- Directed by: Alexander Butler
- Written by: Dion Titheradge William B. Laub
- Produced by: G. B. Samuelson
- Starring: Madge Titheradge Campbell Gullan C. M. Hallard
- Production company: G. B. Samuelson Productions
- Distributed by: General Film Distributors
- Release date: June 1920 (UK);
- Running time: 5 reels
- Country: United Kingdom
- Language: Silent (English intertitles)

= Her Story (1920 film) =

1920 film

Her Story is a 1920 British silent drama film directed by Alexander Butler and starring Madge Titheradge, Campbell Gullan, and C. M. Hallard. A happily married woman's life is thrown into turmoil when a Russian criminal from her past escapes from jail and comes to visit her. It was one of several films made by the British producer G. B. Samuelson at Universal City in California.

==Plot==
As described in a film magazine, an elaborate fancy dress ball at the country estate of Ralph Ashelyn (Hallard) is disrupted when Mrs. Betty Ashelyn (Titheradge) is discovered hiding an escaped convict in her room. She refuses to make any explanation concerning the presence of the convict and, realizing that there will be a sensational story in the newspapers, she starts off in an automobile for her husbands office in the city.

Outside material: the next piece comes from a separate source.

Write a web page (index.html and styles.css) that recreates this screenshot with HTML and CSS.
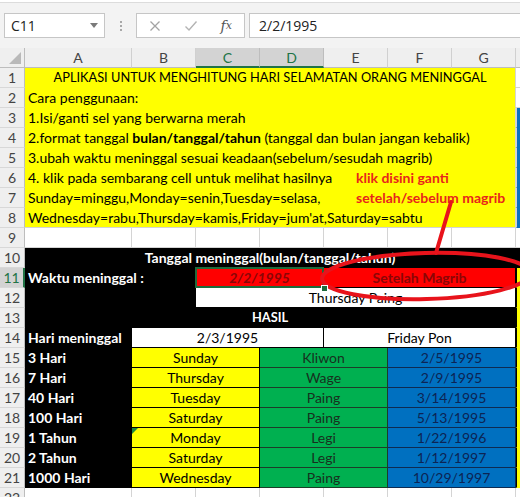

The film then uses a flashback to delineate the story she is telling her husband. When young, she spent much time at sea with her father Thorpe, the captain of the vessel. When he dies at sea, she assumes command and takes the ship to the port of Riga in the Russian Empire. There she meets Oscar Kaplan (Gullan), a steamship agent, who pays her marked attention and finally proposes marriage. In her loneliness she finally accepts and they are married. Later, in New York City, Oscar is arrested for theft, so she goes to work in a store. There, in the toy department, she makes the acquaintance of the little daughter of Ralph Ashelyn, a steel millionaire, who engages her as the child's governess. Ralph falls in love with the governess, and she discovers that the marriage contract between her and Oscar is fraudulent and she has never been legally married. She finally accepts Ashelyn and is happy in his love and her beautiful home, but makes the mistake of not telling him of her former marriage. Oscar escapes from prison and makes his way to the Ashelyn country place, arriving there during the ball. He compels Betty to hide him under threats of exposing her. Oscar is discovered by the police and great excitement ensues. Betty then races to the city, tells her husband the story, and he forgives her for her deception.

==Credited cast==
- Madge Titheradge as Betty Thorpe
- Campbell Gullan as Oscar Kaplan
- C. M. Hallard as Ralph Ashelyn

==Bibliography==
- Low, Rachael. History of the British Film, 1918-1929. George Allen & Unwin, 1971.